SHORT EXERCISE: From the records below, pull each line that has "with".

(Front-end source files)
⟨

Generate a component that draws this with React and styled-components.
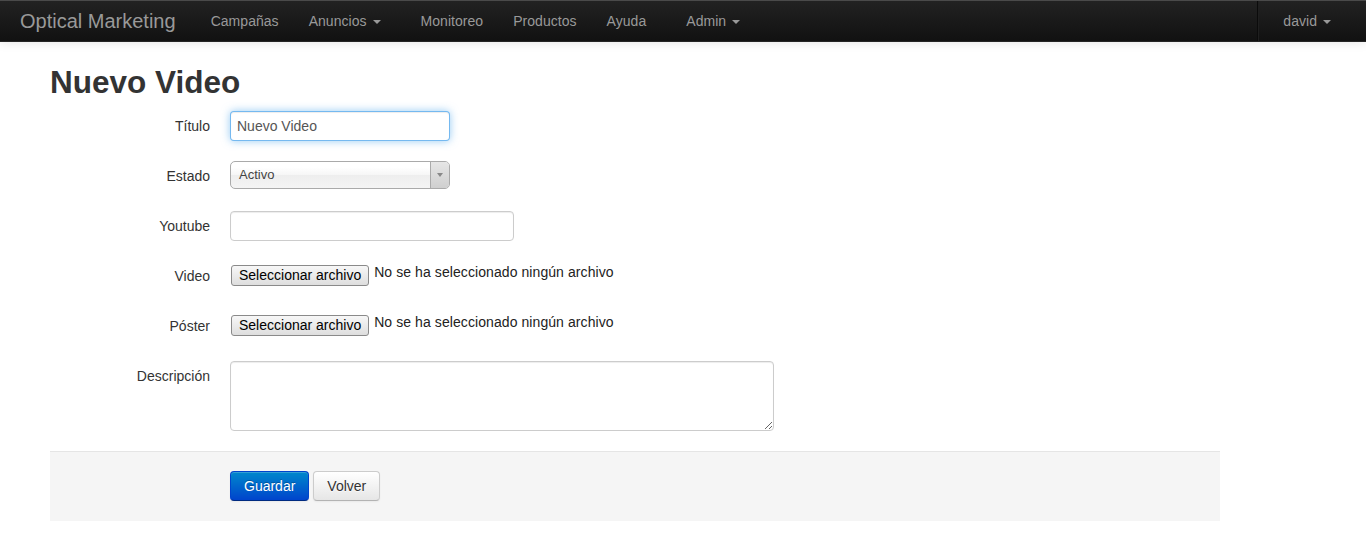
import { styled, createGlobalStyle } from "styled-components";

const GlobalStyle = createGlobalStyle`
  html, body {
    margin: 0;
    padding: 0;
    background: #fff;
  }
  body {
    font-family: "Liberation Sans", Arial, sans-serif;
    font-size: 14px;
    line-height: 20px;
    color: #333;
  }
  * { box-sizing: border-box; }
`;

const Navbar = styled.div`
  height: 42px;
  display: flex;
  align-items: stretch;
  padding: 0 20px;
  background: linear-gradient(#222222, #111111);
  border-top: 1px solid #4a4a4a;
  border-bottom: 1px solid #252525;
  box-shadow: 0 1px 10px rgba(0, 0, 0, 0.1);
`;

const Brand = styled.a`
  display: block;
  padding: 10px 20px 10px 0;
  font-size: 20px;
  line-height: 20px;
  color: #999;
  text-decoration: none;
  white-space: nowrap;
`;

const Nav = styled.div`
  display: flex;
  align-items: stretch;
`;

const NavLink = styled.a`
  display: flex;
  align-items: center;
  padding: 0 15px;
  margin-left: ${(p) => (p.$spaced ? "10px" : "0")};
  margin-right: ${(p) => (p.$after ? "10px" : "0")};
  color: #999;
  font-size: 14px;
  letter-spacing: 0.04px;
  text-decoration: none;
  white-space: nowrap;
`;

const Caret = styled.span`
  display: inline-block;
  width: 0;
  height: 0;
  margin-left: 6px;
  margin-top: 1px;
  border-top: 4px solid #999;
  border-left: 4px solid transparent;
  border-right: 4px solid transparent;
`;

const RightNav = styled(Nav)`
  margin-left: auto;
`;

const Divider = styled.div`
  width: 20px;
  display: flex;
  justify-content: center;
  &::before {
    content: "";
    width: 1px;
    background: #0b0b0b;
  }
  &::after {
    content: "";
    width: 1px;
    background: #1f1f1f;
  }
`;

const Main = styled.div`
  width: 1170px;
  margin-left: 50px;
  padding-top: 20px;
`;

const Title = styled.h1`
  margin: 0 0 9px;
  font-size: 31.5px;
  line-height: 40px;
  font-weight: bold;
  color: #333;
`;

const Form = styled.form`
  margin: 0;
`;

const Group = styled.div`
  display: flex;
  align-items: flex-start;
  min-height: 30px;
  margin-bottom: 20px;
`;

const Label = styled.label`
  width: 160px;
  margin-right: 20px;
  padding-top: 5px;
  text-align: right;
  font-size: 14px;
  line-height: 20px;
  color: #333;
`;

const Input = styled.input`
  width: ${(p) => p.$width}px;
  height: 30px;
  padding: 4px 6px;
  font-family: "Liberation Sans", Arial, sans-serif;
  font-size: 14px;
  line-height: 20px;
  color: #555;
  background: #fff;
  border: 1px solid ${(p) => (p.$focus ? "rgba(82, 168, 236, 0.8)" : "#ccc")};
  border-radius: 4px;
  outline: none;
  box-shadow: inset 0 1px 1px rgba(0, 0, 0, 0.075)
    ${(p) => (p.$focus ? ", 0 0 8px rgba(82, 168, 236, 0.6)" : "")};
`;

const Select = styled.div`
  width: 220px;
  height: 28px;
  display: flex;
  align-items: stretch;
  border: 1px solid #aaa;
  border-radius: 5px;
  background: linear-gradient(#ffffff 20%, #f6f6f6 50%, #eeeeee 52%, #f4f4f4 100%);
  overflow: hidden;
`;

const SelectText = styled.span`
  flex: 1;
  padding-left: 8px;
  font-size: 13px;
  line-height: 26px;
  color: #444;
`;

const SelectArrow = styled.span`
  width: 19px;
  display: flex;
  align-items: center;
  justify-content: center;
  border-left: 1px solid #aaa;
  background: linear-gradient(#e6e6e6, #cfcfcf);
  &::after {
    content: "";
    border-top: 4px solid #888;
    border-left: 3px solid transparent;
    border-right: 3px solid transparent;
  }
`;

const FileRow = styled.div`
  display: flex;
  align-items: flex-start;
  height: 30px;
`;

const FileButton = styled.button`
  margin: 4px 5px 0 1px;
  height: 21px;
  padding: 0 7px;
  font-family: "Liberation Sans", Arial, sans-serif;
  font-size: 14px;
  line-height: 19px;
  color: #000;
  background: linear-gradient(#f7f7f7, #dedede);
  border: 1px solid #8a8a8a;
  border-radius: 3px;
  white-space: nowrap;
`;

const FileText = styled.span`
  margin-top: 3px;
  font-size: 14px;
  line-height: 16px;
  letter-spacing: 0.08px;
  color: #222;
  white-space: nowrap;
`;

const TextArea = styled.textarea`
  width: 544px;
  height: 70px;
  padding: 4px 6px;
  font-family: "Liberation Sans", Arial, sans-serif;
  font-size: 14px;
  border: 1px solid #ccc;
  border-radius: 4px;
  outline: none;
  box-shadow: inset 0 1px 1px rgba(0, 0, 0, 0.075);
  display: block;
`;

const Actions = styled.div`
  display: flex;
  gap: 4px;
  padding: 19px 20px 20px 180px;
  background: #f5f5f5;
  border-top: 1px solid #e5e5e5;
`;

const Button = styled.button`
  height: 30px;
  padding: 4px 13px;
  font-family: "Liberation Sans", Arial, sans-serif;
  font-size: 14px;
  line-height: 20px;
  border-radius: 4px;
  border: 1px solid;
  color: ${(p) => (p.$primary ? "#fff" : "#333")};
  background: ${(p) =>
    p.$primary
      ? "linear-gradient(#0088cc, #0044cc)"
      : "linear-gradient(#ffffff, #e6e6e6)"};
  border-color: ${(p) =>
    p.$primary
      ? "#0044cc #0044cc #002a80"
      : "#cccccc #cccccc #b3b3b3"};
  text-shadow: ${(p) =>
    p.$primary ? "0 -1px 0 rgba(0,0,0,0.25)" : "0 1px 1px rgba(255,255,255,0.75)"};
  box-shadow: inset 0 1px 0 rgba(255, 255, 255, 0.2), 0 1px 2px rgba(0, 0, 0, 0.05);
`;

const menu = [
  { label: "Campañas" },
  { label: "Anuncios", caret: true, after: true },
  { label: "Monitoreo" },
  { label: "Productos" },
  { label: "Ayuda" },
  { label: "Admin", caret: true, spaced: true },
];

export default function App() {
  return (
    <>
      <GlobalStyle />
      <Navbar>
        <Brand>Optical Marketing</Brand>
        <Nav>
          {menu.map((m) => (
            <NavLink key={m.label} $after={m.after} $spaced={m.spaced}>
              {m.label}
              {m.caret && <Caret />}
            </NavLink>
          ))}
        </Nav>
        <RightNav>
          <Divider />
          <NavLink>
            david
            <Caret />
          </NavLink>
        </RightNav>
      </Navbar>
      <Main>
        <Title>Nuevo Video</Title>
        <Form onSubmit={(e) => e.preventDefault()}>
          <Group>
            <Label>Título</Label>
            <Input $width={220} $focus defaultValue="Nuevo Video" />
          </Group>
          <Group>
            <Label>Estado</Label>
            <Select>
              <SelectText>Activo</SelectText>
              <SelectArrow />
            </Select>
          </Group>
          <Group>
            <Label>Youtube</Label>
            <Input $width={284} />
          </Group>
          <Group>
            <Label>Video</Label>
            <FileRow>
              <FileButton type="button">Seleccionar archivo</FileButton>
              <FileText>No se ha seleccionado ningún archivo</FileText>
            </FileRow>
          </Group>
          <Group>
            <Label>Póster</Label>
            <FileRow>
              <FileButton type="button">Seleccionar archivo</FileButton>
              <FileText>No se ha seleccionado ningún archivo</FileText>
            </FileRow>
          </Group>
          <Group>
            <Label>Descripción</Label>
            <TextArea />
          </Group>
          <Actions>
            <Button $primary type="submit">Guardar</Button>
            <Button type="button">Volver</Button>
          </Actions>
        </Form>
      </Main>
    </>
  );
}
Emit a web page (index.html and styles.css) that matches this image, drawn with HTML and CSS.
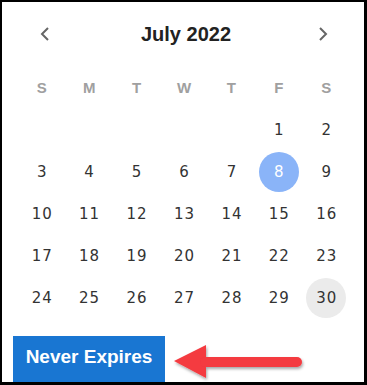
FILE: index.html
```html
<!DOCTYPE html>
<html>
<head>
<meta charset="utf-8">
<link rel="stylesheet" href="styles.css">
</head>
<body>
<div class="frame">
  <div class="header">
    <span class="nav">
      <svg width="14" height="16" viewBox="0 0 14 16"><path d="M10 2 L4 8 L10 14" fill="none" stroke="#666" stroke-width="2"/></svg>
    </span>
    <span class="title">July 2022</span>
    <span class="nav">
      <svg width="14" height="16" viewBox="0 0 14 16"><path d="M4 2 L10 8 L4 14" fill="none" stroke="#666" stroke-width="2"/></svg>
    </span>
  </div>
  <div class="grid weekdays">
    <span>S</span><span>M</span><span>T</span><span>W</span><span>T</span><span>F</span><span>S</span>
  </div>
  <div class="grid days">
    <span></span><span></span><span></span><span></span><span></span><span class="d">1</span><span class="d">2</span>
    <span class="d">3</span><span class="d">4</span><span class="d">5</span><span class="d">6</span><span class="d">7</span><span class="d sel">8</span><span class="d">9</span>
    <span class="d">10</span><span class="d">11</span><span class="d">12</span><span class="d">13</span><span class="d">14</span><span class="d">15</span><span class="d">16</span>
    <span class="d">17</span><span class="d">18</span><span class="d">19</span><span class="d">20</span><span class="d">21</span><span class="d">22</span><span class="d">23</span>
    <span class="d">24</span><span class="d">25</span><span class="d">26</span><span class="d">27</span><span class="d">28</span><span class="d">29</span><span class="d today">30</span>
  </div>
  <div class="footer">
    <button class="never">Never Expires</button>
  </div>
  <svg class="arrow" width="140" height="44" viewBox="0 0 140 44">
    <defs>
      <filter id="sh" x="-10%" y="-20%" width="130%" height="160%">
        <feDropShadow dx="1" dy="2" stdDeviation="1.5" flood-color="#000" flood-opacity="0.35"/>
      </filter>
    </defs>
    <g filter="url(#sh)" fill="#f43a40">
      <polygon points="4,20 36,4 36,37"/>
      <rect x="30" y="16" width="102" height="10" rx="5"/>
    </g>
  </svg>
</div>
</body>
</html>
```
FILE: styles.css
```css
html, body {
  margin: 0;
  padding: 0;
  background: #fff;
}
.frame {
  position: relative;
  width: 362px;
  height: 380px;
  border-style: solid;
  border-color: #000;
  border-width: 2px 3px 3px 2px;
  overflow: hidden;
  background: #fff;
}
.header {
  height: 64px;
  display: flex;
  align-items: center;
  justify-content: space-between;
  padding: 0 34px 0 36px;
}
.nav {
  display: flex;
  width: 14px;
  height: 16px;
}
.title {
  font-family: "Liberation Sans", Arial, sans-serif;
  font-weight: bold;
  font-size: 20px;
  color: #222;
  margin-left: 4px;
}
.grid {
  display: grid;
  grid-template-columns: repeat(7, 1fr);
  padding: 0 14px 0 16px;
}
.weekdays {
  height: 43px;
  align-items: center;
  justify-items: center;
  font-family: "Liberation Sans", Arial, sans-serif;
  font-weight: bold;
  font-size: 15px;
  color: #a0a0a0;
}
.days {
  grid-auto-rows: 42px;
  align-items: center;
  justify-items: center;
}
.d {
  width: 40px;
  height: 40px;
  border-radius: 50%;
  display: flex;
  align-items: center;
  justify-content: center;
  font-family: "DejaVu Sans", Verdana, sans-serif;
  font-size: 15px;
  letter-spacing: 1px;
  text-indent: 1px;
  color: #333;
}
.d.sel {
  background: #8ab4f8;
  color: #fff;
}
.d.today {
  background: #ebebeb;
}
.footer {
  padding: 17px 0 0 11px;
}
.never {
  display: block;
  width: 152px;
  height: 46px;
  border: 0;
  margin: 0;
  padding: 0 0 4px 0;
  background: #1976d2;
  color: #fff;
  font-family: "Liberation Sans", Arial, sans-serif;
  font-weight: bold;
  font-size: 19px;
  text-align: center;
}
.arrow {
  position: absolute;
  left: 168px;
  top: 339px;
}
```
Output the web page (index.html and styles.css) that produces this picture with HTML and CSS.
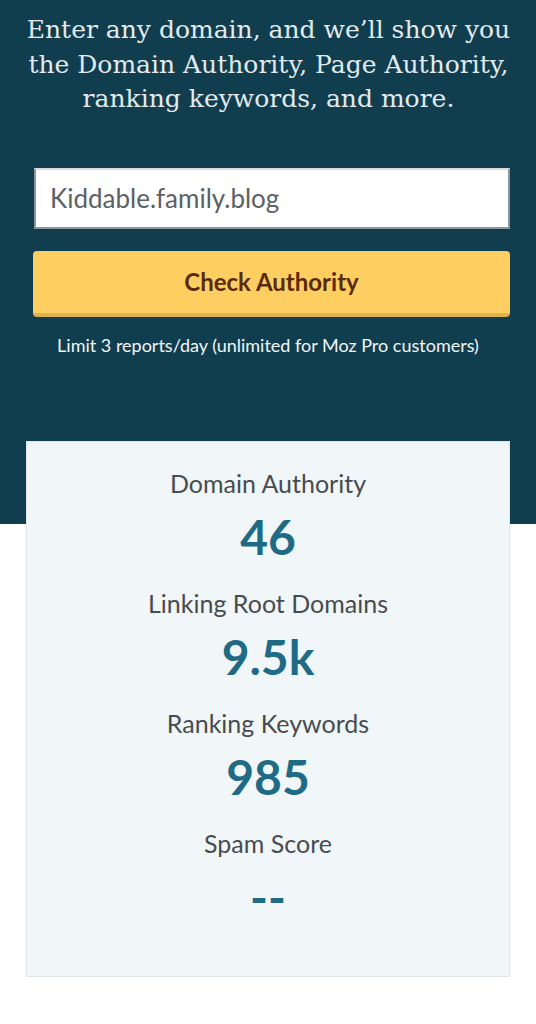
FILE: index.html
```html
<!DOCTYPE html>
<html>
<head>
    <title>Domain Authority Checker</title>
    <link rel="stylesheet" href="styles.css">
</head>
<body>
    <div class="hero">
        <p class="intro">Enter any domain, and we’ll show you the Domain Authority, Page Authority, ranking keywords, and more.</p>

        <form class="check-form">
            <input type="text" class="domain-input" value="Kiddable.family.blog">
            <button type="submit" class="check-button">Check Authority</button>
        </form>

        <p class="limit">Limit 3 reports/day (unlimited for Moz Pro customers)</p>
    </div>

    <div class="results">
        <div class="metric">
            <div class="metric-label">Domain Authority</div>
            <div class="metric-value">46</div>
        </div>
        <div class="metric">
            <div class="metric-label">Linking Root Domains</div>
            <div class="metric-value">9.5k</div>
        </div>
        <div class="metric">
            <div class="metric-label">Ranking Keywords</div>
            <div class="metric-value">985</div>
        </div>
        <div class="metric">
            <div class="metric-label">Spam Score</div>
            <div class="metric-value">--</div>
        </div>
    </div>
</body>
</html>
```

FILE: styles.css
```css
body {
    margin: 0;
    font-family: Lato, "Open Sans", sans-serif;
    background-color: white;
}

.hero {
    background-color: #113e4f;
    padding: 13px 26px 84px 33px;
    height: 427px;
}

.intro {
    margin: 0 -4px 51px -10px;
    font-family: "DejaVu Serif", serif;
    font-weight: 300;
    font-size: 25px;
    line-height: 34.5px;
    color: #e2eaed;
    text-align: center;
}

.check-form {
    display: flex;
    flex-direction: column;
    gap: 22px;
}

.domain-input {
    box-sizing: border-box;
    height: 61px;
    margin-left: 1px;
    padding: 0 14px;
    border: 2px solid #8a969c;
    border-top-color: #d5dadc;
    background-color: white;
    font-family: Lato, sans-serif;
    font-size: 26px;
    color: #5b6166;
}

.check-button {
    height: 66px;
    border: none;
    border-bottom: 4px solid #e0b24f;
    border-radius: 4px;
    background-color: #fecf60;
    font-family: Lato, sans-serif;
    font-weight: bold;
    font-size: 24px;
    color: #5a2b08;
    cursor: pointer;
}

.limit {
    margin: 17px 0 0 -7px;
    font-size: 18px;
    color: #f2f6f7;
    text-align: center;
}

.results {
    margin: -83px 26px 0;
    padding: 19px 0 35px;
    background-color: #f1f6f8;
    border: 1px solid #dfe5e8;
    text-align: center;
}

.metric {
    padding-bottom: 12px;
}

.metric-label {
    font-size: 25px;
    line-height: 44px;
    color: #474c51;
}

.metric-value {
    font-weight: bold;
    font-size: 48px;
    line-height: 64px;
    color: #1f6b86;
}
```
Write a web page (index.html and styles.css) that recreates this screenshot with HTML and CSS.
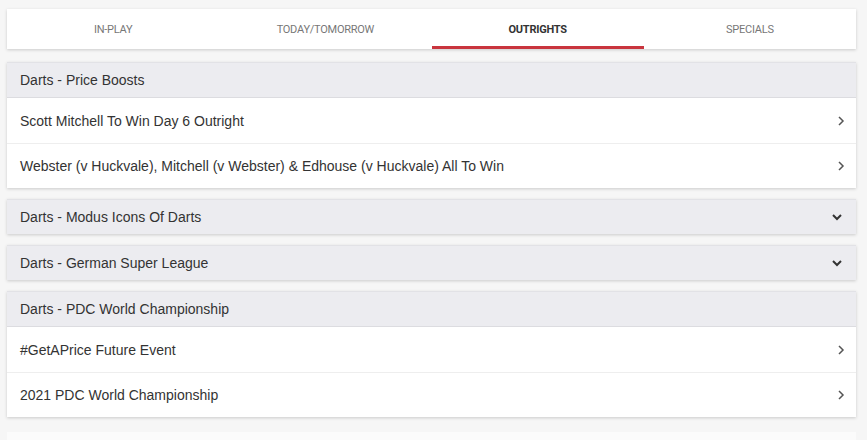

⟩

SOLVED EXERCISE:
Generate a component that draws this with React and styled-components.
Emit a web page (index.html and styles.css) that matches this image, drawn with HTML and CSS.
Output the web page (index.html and styles.css) that produces this picture with HTML and CSS.
Write a web page (index.html and styles.css) that recreates this screenshot with HTML and CSS.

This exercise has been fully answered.